A majority of these issues could be solved with a national securities regulator, experts agree, since all provincial bodies would be bound by one jurisdiction’s decision. Sentencing would also be national.

And the 2013 Budget implies this may become a real possibility.

A Toronto securities lawyer says reciprocal orders were added to securities acts as stopgaps since we don’t have a national regulator, and a positive ruling for McLean may reveal their deficiencies.

Lou Brzezinski, counsel for Advocis, says in an ideal world, McLean’s success “would lead to a national regulator.”

Greg Pollock, CEO of Advocis, agrees. “There has to be one-stop access into the system, not multiple access points where people will face double and triple jeopardy.”

But Tracey Cohen, a Vancouver securities lawyer with Fasken Martineau, suggests McLean’s success could cause regulators to each exercise more autonomy.

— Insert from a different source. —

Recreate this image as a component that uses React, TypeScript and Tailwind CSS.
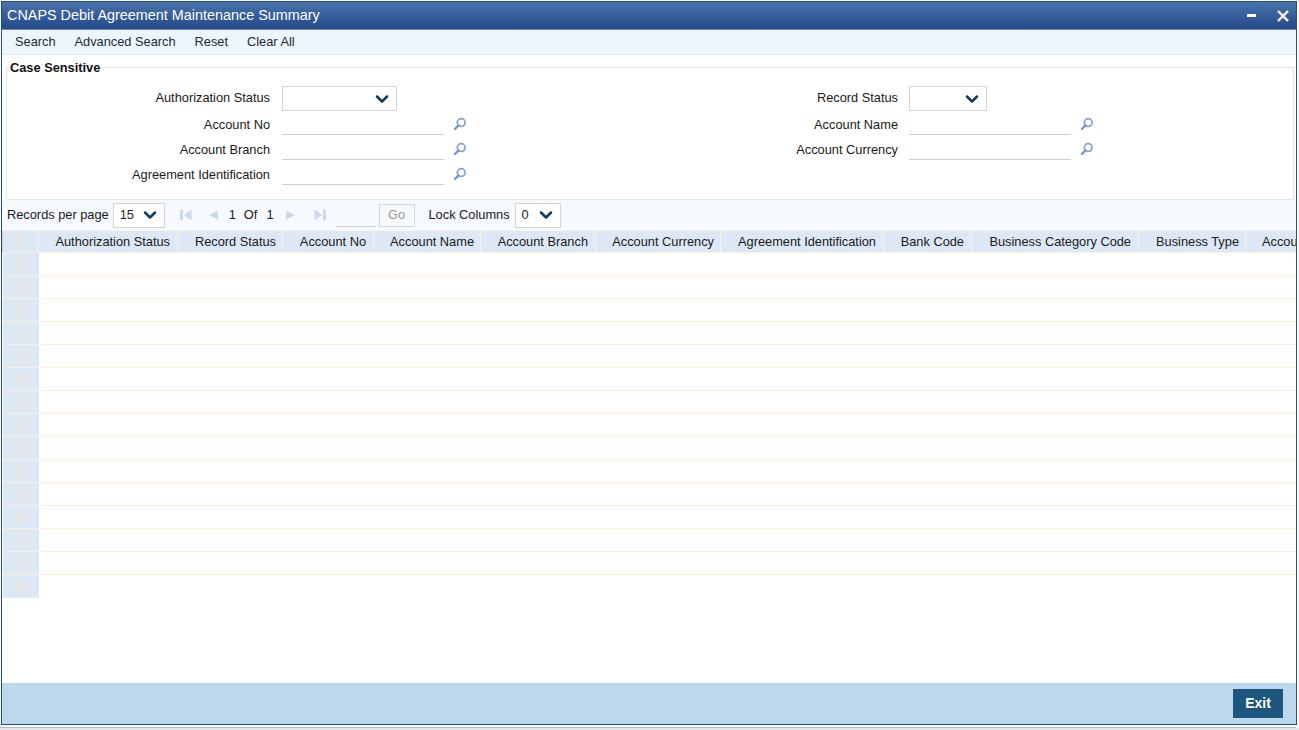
import { ChevronDown } from "lucide-react"

const leftFields = ["Account No", "Account Branch", "Agreement Identification"]

const rightFields = ["Account Name", "Account Currency"]

const columns = [
  { label: "Authorization Status", cell: "w-[139px] pr-[7px]" },
  { label: "Record Status", cell: "w-[105px] pr-[6px]" },
  { label: "Account No", cell: "w-[91px] pr-[7px]" },
  { label: "Account Name", cell: "w-[107px] pr-[6px]" },
  { label: "Account Branch", cell: "w-[115px] pr-[7px]" },
  { label: "Account Currency", cell: "w-[125px] pr-[6px]" },
  { label: "Agreement Identification", cell: "w-[163px] pr-[7px]" },
  { label: "Bank Code", cell: "w-[88px] pr-[7px]" },
  { label: "Business Category Code", cell: "w-[167px] pr-[7px]" },
  { label: "Business Type", cell: "w-[107px] pr-[6px]" },
]

const rows = Array.from({ length: 15 }, (_, i) => i)

function SearchIcon() {
  return (
    <svg width="14" height="14" viewBox="0 0 14 14" fill="none" className="shrink-0">
      <circle cx="8.2" cy="5.6" r="3.9" stroke="#7fa3d9" strokeWidth="1.7" />
      <path d="M5.4 8.4 L1.9 12" stroke="#6d94cf" strokeWidth="2.2" strokeLinecap="round" />
    </svg>
  )
}

function Select({ width, value }: { width: string; value?: string }) {
  return (
    <div className={`flex h-[25px] ${width} items-center justify-between border border-[#d5d5d5] bg-white pl-[6px] pr-[4px] text-[#222]`}>
      <span>{value}</span>
      <ChevronDown className="size-[20px] text-[#0d3a66]" strokeWidth={3} />
    </div>
  )
}

function LookupField({ label, labelClass }: { label: string; labelClass: string }) {
  return (
    <div className="flex h-[25px] items-center">
      <label className={`mt-[5px] w-[275px] ${labelClass} text-right text-[#1a1a1a]`}>{label}</label>
      <div className="h-[25px] w-[162px] border-b border-[#cfcfcf]" />
      <div className="ml-[9px] mt-[3px]">
        <SearchIcon />
      </div>
    </div>
  )
}

function PagerArrow({ d }: { d: string }) {
  return (
    <svg width="14" height="14" viewBox="0 0 14 14" fill="#c9d9ef" className="shrink-0">
      <path d={d} />
    </svg>
  )
}

export default function App() {
  return (
    <div className="h-[730px] w-[1299px] overflow-hidden bg-white font-['Liberation_Sans',Arial,sans-serif] text-[12.8px]">
      <div className="ml-px mt-px flex h-[724px] w-[1296px] flex-col border border-[#254a8c]">
        <header className="flex h-[28px] shrink-0 items-center justify-between border-b border-[#6f8aa8] bg-gradient-to-b from-[#4a72ab] to-[#244a8a] pl-[5px] pr-[7px] text-[14.4px] text-white">
          <span>CNAPS Debit Agreement Maintenance Summary</span>
          <div className="flex items-center gap-[21px]">
            <div className="h-[3px] w-[9px] bg-white" />
            <svg width="12" height="12" viewBox="0 0 12 12" stroke="white" strokeWidth="2.4">
              <path d="M1 1 L11 11 M11 1 L1 11" />
            </svg>
          </div>
        </header>

        <nav className="flex h-[25px] shrink-0 items-center gap-[19px] border-b border-[#e4eaf2] bg-[#edf5fd] pl-[13px] text-[#1c2a3a]">
          <span>Search</span>
          <span>Advanced Search</span>
          <span>Reset</span>
          <span>Clear All</span>
        </nav>

        <fieldset className="ml-[4px] mr-[2px] mt-[4px] h-[141px] shrink-0 border border-[#e1e6ee] pl-0">
          <legend className="ml-[3px] pt-[2px] font-bold leading-[14px] text-[#111]">Case Sensitive</legend>
          <div className="mt-[11px] flex">
            <div className="w-[627px]">
              <div className="flex h-[25px] items-center">
                <label className="mb-[2px] w-[275px] pr-3 text-right text-[#1a1a1a]">Authorization Status</label>
                <Select width="w-[115px]" />
              </div>
              <div className="-mt-[1px]">
                {leftFields.map((label) => (
                  <LookupField key={label} label={label} labelClass="pr-3" />
                ))}
              </div>
            </div>
            <div>
              <div className="flex h-[25px] items-center">
                <label className="mb-[2px] w-[275px] pr-[11px] text-right text-[#1a1a1a]">Record Status</label>
                <Select width="w-[78px]" />
              </div>
              <div className="-mt-[1px]">
                {rightFields.map((label) => (
                  <LookupField key={label} label={label} labelClass="pr-[11px]" />
                ))}
              </div>
            </div>
          </div>
        </fieldset>

        <div className="flex h-[30px] shrink-0 items-center bg-[#f6f9fe] pl-[5px] text-[#1a1a1a]">
          <span>Records per page</span>
          <div className="ml-[4px]">
            <Select width="w-[52px]" value="15" />
          </div>
          <div className="ml-[14px] flex items-center gap-[13px]">
            <PagerArrow d="M1 1.5 H4 V12.5 H1 Z M12.5 1.5 V12.5 L5 7 Z" />
            <PagerArrow d="M12 2.5 V11.5 L3 7 Z" />
          </div>
          <span className="ml-[9px]">1</span>
          <span className="ml-[8px]">Of</span>
          <span className="ml-[9px]">1</span>
          <div className="ml-[10px] flex items-center gap-[15px]">
            <PagerArrow d="M2 2.5 V11.5 L11 7 Z" />
            <PagerArrow d="M1.5 1.5 V12.5 L9 7 Z M10 1.5 H13 V12.5 H10 Z" />
          </div>
          <div className="ml-[9px] h-[24px] w-[40px] border-b border-[#cfcfcf]" />
          <button className="ml-[3px] h-[23px] w-[36px] border border-[#cfd6de] bg-[#f7f9fb] text-[#9a9a9a]">Go</button>
          <span className="ml-[14px]">Lock Columns</span>
          <div className="ml-[5px]">
            <Select width="w-[46px]" value="0" />
          </div>
        </div>

        <div className="min-h-0 flex-1 overflow-hidden bg-white">
          <div className="flex h-[23px] w-[1400px] border-y border-[#fdf0dc] bg-[#dde8f7] text-[#1a1a1a]">
            <div className="flex w-[37px] shrink-0 items-center justify-center border-l border-r border-l-[#c9ced8] border-r-[#fdf0dc]">
              <div className="size-[15px] bg-[#e3e6ec]" />
            </div>
            {columns.map((c) => (
              <div key={c.label} className={`flex ${c.cell} shrink-0 items-center justify-end border-r border-[#fdf0dc]`}>
                {c.label}
              </div>
            ))}
            <div className="flex shrink-0 items-center pl-[16px]">Account Type</div>
          </div>
          {rows.map((r) => (
            <div key={r} className={`flex h-[23px] ${r < 14 ? "border-b border-[#fdf0dc]" : ""}`}>
              <div className="ml-px flex w-[36px] shrink-0 items-center justify-center bg-[#dde8f7]">
                <div className="size-[15px] bg-[#e3e6ec]" />
              </div>
            </div>
          ))}
        </div>

        <footer className="flex h-[41px] shrink-0 items-center justify-end bg-[#bdd7ec] pr-[13px]">
          <button className="h-[29px] w-[50px] bg-[#1d567e] text-[14px] font-bold text-white">Exit</button>
        </footer>
      </div>
      <div className="mt-[2px] h-px w-[1296px] bg-[#b4bacb]" />
      <div className="h-[2px] w-full bg-[#e3e6ec]" />
    </div>
  )
}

“They would be concerned about not stepping in early and being precluded from making an order in their jurisdictions,” she says.

American precedent

Counsel for Advocis used the example of a recent American case, SEC v Gabelli, in its SCC arguments. In this case, Marc J. Gabelli had allegedly defrauded investors in 2002. The SEC began enforcement proceedings in 2008, more than five years afterward. Gabelli argued that was invalid, since the statute of limitations (five years) had already expired.

SEC argued the clock shouldn’t have started running until it discovered the alleged misconduct. The Supreme Court of the United States overturned that interpretation, saying the SEC’s job is to discover fraud, and that it has the necessary resources at its disposal. It ruled in favour of Gabelli, and the case was dismissed.